This week for the Thursday Blog Group topic, Melissa ask us to write about the following: There's an episode of "How I Met Your Mother" where they all go to the Museum of Natural History. There's one point where Lily finds herself talking to an exhibit called "College Marshall," who is now extinct, since he's married and working in the corporate world of NY. It got me thinking....what part of YOUR personality is now extinct?
Recently, I watch all the seasons of "How I Met Your Mother" and this particular story line was the one that stuck out the most for me. With all the changes I've gone through over the past year (or even four years for that matter) it's hard for me not to think about the parts of me that have changed significantly.

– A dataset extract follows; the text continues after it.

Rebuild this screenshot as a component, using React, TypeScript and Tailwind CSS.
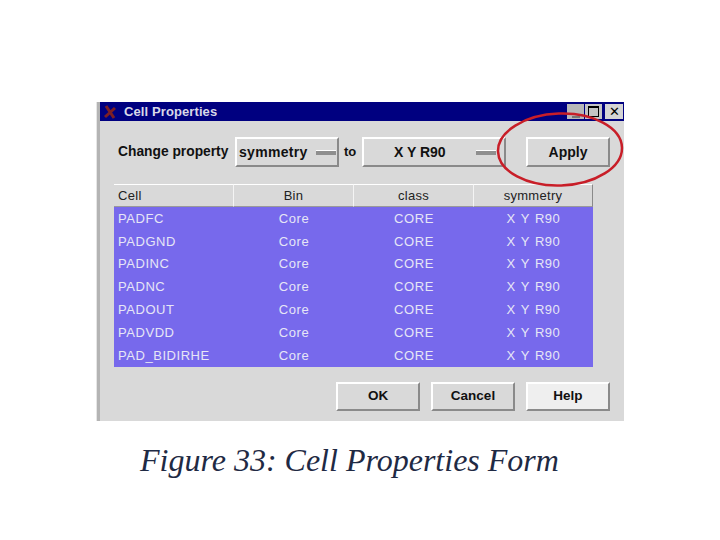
const rows = ["PADFC", "PADGND", "PADINC", "PADNC", "PADOUT", "PADVDD", "PAD_BIDIRHE"];

function Raised({ className, children }: { className: string; children: React.ReactNode }) {
  return (
    <div className={`flex items-center h-full border-2 border-t-white border-l-white border-r-[#8a8a8a] border-b-[#8a8a8a] font-bold text-[#111] ${className}`}>
      {children}
    </div>
  );
}

const Dash = () => <span className="w-[20px] h-[5px] bg-[#8f8f8f] border-t border-t-white shrink-0" />;

const cell = "flex items-center justify-center w-[120px] h-full";

export default function App() {
  return (
    <div className="relative w-[720px] h-[540px] bg-white overflow-hidden font-['Liberation_Sans',Arial,sans-serif]">
      <div className="flex flex-col items-start pt-[102px] pl-[96px]">
        <div className="flex w-[528px] h-[319px] bg-[#d9d9d9]">
          <div className="w-[4px] h-full bg-[#b4b4b4] border-l border-l-[#e6e6e6]" />
          <div className="flex-1 flex flex-col">
            {/* title bar */}
            <div className="flex items-center h-[19px] bg-[#000080] text-white">
              <svg width="14" height="14" viewBox="0 0 14 14" className="ml-[3px]">
                <path d="M3 1 L11 13 M12 3 L2 12" stroke="#7c1f24" strokeWidth="3" />
              </svg>
              <span className="ml-[7px] text-[13px] tracking-[0.1px] font-bold text-[#d8d8e8]">Cell Properties</span>
              <div className="ml-auto flex items-center h-full gap-[1px] pr-[1px]">
                <div className="w-[17px] h-[15px] bg-[#b8b8b8] flex items-end justify-center pb-[1px]">
                  <span className="w-[8px] h-[2px] bg-[#777]" />
                </div>
                <div className="w-[17px] h-[15px] bg-[#c4c4c4] flex items-center justify-center">
                  <span className="w-[11px] h-[11px] border border-black border-t-2" />
                </div>
                <div className="w-[18px] h-[15px] bg-[#d4d4d4] ml-[2px] flex items-center justify-center text-[13px] leading-none text-black">✕</div>
              </div>
            </div>

            {/* change property row */}
            <div className="flex items-center h-[30px] mt-[16px] ml-[18px]">
              <span className="w-[117px] text-[13.8px] font-bold text-[#111] whitespace-nowrap">Change property</span>
              <Raised className="w-[104px] pl-[2px] pr-[1px] justify-between text-[14px]">
                <span className="tracking-[0.3px]">symmetry</span>
                <Dash />
              </Raised>
              <span className="w-[23px] pl-[5px] text-[13px] font-bold text-[#111]">to</span>
              <Raised className="w-[144px] pl-[30px] pr-[8px] justify-between text-[14px]">
                <span>X Y R90</span>
                <Dash />
              </Raised>
              <Raised className="w-[84px] ml-[20px] justify-center text-[14px]">Apply</Raised>
            </div>

            {/* table */}
            <div className="flex flex-col w-[479px] mt-[17px] ml-[14px]">
              <div className="flex h-[23px] text-[13px] text-[#222] tracking-[0.3px]">
                <div className="flex items-center w-[120px] pl-[4px] border-t border-t-white border-r border-r-[#f4f4f4] border-b border-b-[#9a9a9a]">Cell</div>
                <div className="flex items-center justify-center w-[120px] border-t border-t-white border-r border-r-[#f4f4f4] border-b border-b-[#9a9a9a]">Bin</div>
                <div className="flex items-center justify-center w-[120px] border-t border-t-white border-r border-r-[#f4f4f4] border-b border-b-[#9a9a9a]">class</div>
                <div className="flex items-center justify-center w-[119px] border-t border-t-white border-r border-r-[#8a8a8a] border-b border-b-[#9a9a9a]">symmetry</div>
              </div>
              <div className="flex flex-col h-[160px] bg-[#7769ec] text-[13px] text-[#e6e6f6] tracking-[0.55px]">
                {rows.map((name) => (
                  <div key={name} className="flex items-center flex-1">
                    <div className="flex items-center w-[120px] h-full pl-[4px]">{name}</div>
                    <div className={cell}>Core</div>
                    <div className={cell}>CORE</div>
                    <div className="flex items-center justify-center w-[119px] h-full [word-spacing:1px]">X Y R90</div>
                  </div>
                ))}
              </div>
            </div>

            {/* buttons */}
            <div className="flex h-[29px] mt-[15px] ml-[236px]">
              <Raised className="w-[84px] justify-center text-[13.5px]">OK</Raised>
              <Raised className="w-[84px] ml-[11px] justify-center text-[13.5px]">Cancel</Raised>
              <Raised className="w-[84px] ml-[11px] justify-center bg-[#efefef] text-[13.5px]">Help</Raised>
            </div>
          </div>
        </div>
        <div className="w-[528px] mt-[21px] pl-[44px] text-[32px] leading-[36px] italic text-[#1f2a44] font-['Liberation_Serif','Times_New_Roman',serif] whitespace-nowrap">
          Figure 33: Cell Properties Form
        </div>
      </div>

      {/* red annotation circle */}
      <svg className="absolute left-[490px] top-[105px]" width="140" height="90" viewBox="0 0 140 90" fill="none">
        <ellipse cx="70" cy="44.5" rx="62" ry="36" stroke="#c81e28" strokeWidth="2.5" transform="rotate(-2 70 44.5)" />
      </svg>
    </div>
  );
}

Of the things that sticks out to me, it's the change I've had in life in general. For a period of time I was very much a "glass half empty" kind of person. I complained a lot and really didn't see things in a positive way. I'd say in the beginning of this period of my life the individuals I was spending time with greatly influenced me. However, as time went on there were events in my life that added to this negativity. It just didn't seem like things would get better for me and as a result I continued to see that things would help make things change for the better.

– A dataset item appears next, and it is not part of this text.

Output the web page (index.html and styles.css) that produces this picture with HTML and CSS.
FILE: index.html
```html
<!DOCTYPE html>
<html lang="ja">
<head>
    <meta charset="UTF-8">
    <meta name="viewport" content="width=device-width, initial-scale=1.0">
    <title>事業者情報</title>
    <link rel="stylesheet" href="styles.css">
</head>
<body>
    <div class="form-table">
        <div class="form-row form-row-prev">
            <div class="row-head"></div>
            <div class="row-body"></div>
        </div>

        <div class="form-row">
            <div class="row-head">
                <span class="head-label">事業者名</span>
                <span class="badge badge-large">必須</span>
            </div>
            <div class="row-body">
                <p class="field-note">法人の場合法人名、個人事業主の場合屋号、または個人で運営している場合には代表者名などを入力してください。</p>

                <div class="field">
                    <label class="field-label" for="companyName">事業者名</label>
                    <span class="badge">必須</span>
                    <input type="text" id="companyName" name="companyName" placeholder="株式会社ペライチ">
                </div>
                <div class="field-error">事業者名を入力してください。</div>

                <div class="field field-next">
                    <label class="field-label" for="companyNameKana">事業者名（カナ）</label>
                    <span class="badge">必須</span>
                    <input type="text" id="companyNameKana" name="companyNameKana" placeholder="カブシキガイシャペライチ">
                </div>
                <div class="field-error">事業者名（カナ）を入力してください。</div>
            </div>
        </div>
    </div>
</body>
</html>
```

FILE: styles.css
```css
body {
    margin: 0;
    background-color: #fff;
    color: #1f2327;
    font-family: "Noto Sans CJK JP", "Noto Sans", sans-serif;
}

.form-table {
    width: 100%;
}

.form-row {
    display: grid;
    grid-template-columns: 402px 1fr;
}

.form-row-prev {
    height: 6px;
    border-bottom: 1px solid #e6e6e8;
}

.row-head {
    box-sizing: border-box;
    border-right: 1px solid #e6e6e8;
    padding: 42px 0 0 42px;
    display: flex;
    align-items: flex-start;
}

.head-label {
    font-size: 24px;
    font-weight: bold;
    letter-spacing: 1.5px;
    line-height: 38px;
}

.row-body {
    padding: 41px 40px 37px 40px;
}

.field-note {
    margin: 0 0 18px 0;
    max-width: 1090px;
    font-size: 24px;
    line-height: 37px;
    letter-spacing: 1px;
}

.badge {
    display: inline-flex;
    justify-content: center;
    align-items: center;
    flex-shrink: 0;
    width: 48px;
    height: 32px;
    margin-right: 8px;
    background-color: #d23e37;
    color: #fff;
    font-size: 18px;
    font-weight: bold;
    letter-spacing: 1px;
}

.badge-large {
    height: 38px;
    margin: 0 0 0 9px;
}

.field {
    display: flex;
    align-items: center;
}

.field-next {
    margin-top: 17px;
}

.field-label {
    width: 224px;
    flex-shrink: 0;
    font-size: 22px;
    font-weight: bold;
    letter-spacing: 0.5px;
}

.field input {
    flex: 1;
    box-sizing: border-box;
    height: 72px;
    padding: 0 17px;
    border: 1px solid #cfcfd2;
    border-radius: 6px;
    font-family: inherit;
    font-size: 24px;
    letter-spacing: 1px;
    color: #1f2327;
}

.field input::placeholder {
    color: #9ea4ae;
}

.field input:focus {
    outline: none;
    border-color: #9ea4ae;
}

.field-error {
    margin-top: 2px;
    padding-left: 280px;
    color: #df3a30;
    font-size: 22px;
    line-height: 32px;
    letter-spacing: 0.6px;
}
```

My "glass half empty" mindset changed somewhere in the past year. I often attribute this change to applying to law school. It was something I had talked about for YEARS, but never took action on. After the initial application process was finished I began doing other things I had talked about doing for years -- like training to run a 5k.
Most recently, I added to this by specifically focusing on the positive things in my life. The most important of these positive things are the great people I have in my life. It always feels cliche when I say it, but I have truly lucky and blessed to have some great people in my life. I hope I never forget how truly funny, interesting and caring these individuals are. When you have people like this in your world it makes ALL the difference.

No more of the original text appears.